As such a birth tax would seem justifiable.
Or perhaps a 10 percent greenhouse gas tax surcharge on monthly sewer bills.
Of course, we could simply ban cow milk and wipe the planet’s surface of all traces of Bessie et al and add cows next to the dodo bird on the list of extinct species.
Milk substitutes are better, right?
One little problem. It takes the generation of greenhouse gases to produce almonds, cashews, oats and soy beans.
That would be especially true if the need was to generate enough of those crops to replace the planet’s milk production.
It would also take a lot more water and fertilizer.
Don’t look now but fertilizer producing is also problematic in the climate change scheme of things.
As for the clear minority of pure vegetarians that act holier than thou when it comes to being green because they eschew dairy products and eggs as well as meat, there’s a bit of bad news.
The researchers who track human methane production say vegetarians pass more gas on average than those that eat meat and meat byproducts.
That would seem to justify a higher tax on greenies that are vegetarians should the government decide to impose a greenhouse gas on humans for simply existing.
Yes, this all sounds wacko.
But wacky is what government does best.
And when it comes to talking green tax penalties emulating the robbing Peter to pay Paul model, California greenies outdo themselves.
One of the best examples is the $39.30 credit you’ll be seeing on your October PG&E bill.
It’s your “cut” of the California Climate Credit.
The California Climate Credit is one of many programs developed as part of the Global Warming Solutions Act of 2006.
It requires power plants, natural gas providers, and other large industries that emit greenhouse gases to buy carbon pollution permits.
The premise is simple. Polluting is bad. Oil refineries and such have to pollute to refine gas or generate electricity. The state demands they pay what is basically a sin tax nicely described as purchasing carbon pollution permits.
The state likes to brag that the credit you’ll receive on your PG&E when it arrives in the mail next month is your share of the program. Any wild guess about where all of that money comes from? You guessed it. You pay for it with every kilowatt of electricity you use, every thermal unit of natural gas you use to warm your house, and every gallon of gas you pump.

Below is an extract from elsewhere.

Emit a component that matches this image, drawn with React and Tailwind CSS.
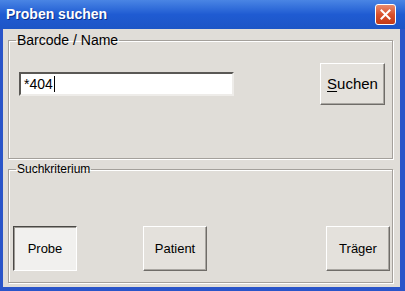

There is no green fairy out there magically creating the money for PG&E, Chevron, and other firms that have to pollute to produce the things we need to survive as a civilized society to pay for the carbon pollution permits.
That means the $39.30 credit you will get next month is a refund of much more money the state ordered polluters to pay that is passed on to consumers in the price of goods.
The rest of the money you pay via the hidden greenhouse gas tax in products helps fund effective greenhouse gas fighting ventures such as the California High Speed Rail train.
You know the one. It is the $113 billion project that has redefined the concept of price overruns four times over and counting that is supposedly is going to help save the planet that will be completed about the time Los Angeles is under 5 feet of water.
And let’s not forget the money skimming that reaches directly into consumer pockets to fund the greenhouse gas tax is designed so the state bureaucracy gets their cut.
Laugh all you want about the concept of taxing cow burps but the odds greenies guiding government climate polices will eventually be moo-ving right along to address greenhouse gases by taxing humans into oblivion.